No nos volvimos a ver hasta el viaje que hice de Londres a Hollywood en 1970. A mi regreso me detuve en Nueva York para encontrarme a un Jesse absolutamente dejado de la mano de la suerte. Lo había perdido todo menos su cámara: una Leica, por supuesto. Con elle me hizo, como si todo ocurriera en 1957 todavía, un memorable retrato neoyorquino. Jesse, en el triunfo o en la derrota, era un retratista consumado. Para mí fue el más grande autor de retratos fotográficos que conozco.
No hay más que ver sus obras maestras: el retrato de Borges dominado por la presencia de su madre (…), Luis Buñuel sordo a la belleza de las flores que le rodean (…), Vicente Escudero, bailando a los ochenta como a los veinte: por bulerías (…). Hay más, muchas más fotos, que hacen del volumen y de la vida de Jesse Fernández una vasta galería de retratos que son desnudos.
Jesse se recobró de su impasse de Nueva York, vivió bien en Puerto Rico y en Madrid, y vivió mejor en Paris, donde se casó, simbólicamente, con France.

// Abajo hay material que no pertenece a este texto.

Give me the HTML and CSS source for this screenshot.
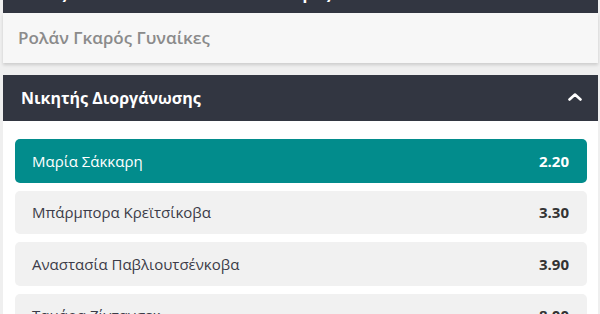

Jesse había sido y era un pintor de vocación a quien la vida convirtió en fotógrafo de profesión y luego la misma vida lo hizo un amateur de la fotografía mientras la pintura ocupaba todo su interés de nuevo. Pintaba, cosa curiosa, innúmeras calaveras rodeadas de extrañas y perfectas caligrafías que eran flores de tinta.
Hace tres años, Jesse sufrió un doble accidente (…). Tuvo un derrame cerebral, pero al caerse en el baño se golpeó contra el lavabo y se partió la cabeza. La caída, cosa curiosa, le salvó la vida. Jesse, como otras veces, se recuperó, publicó un libro en Francia, Las momias de Palermo, y el libro de fotos y planeaba hacer un libro de retratos de pintores, desde Francis Bacon a David Hockney. Pero la muerte, en forma de infarto, se le adelantó en su cuarto oscuro. Esta vez no había regreso. Ahora se puede decir: “No más Jesse”. Pero, aún peor, se debe decir: “No más fotos de Jesse”.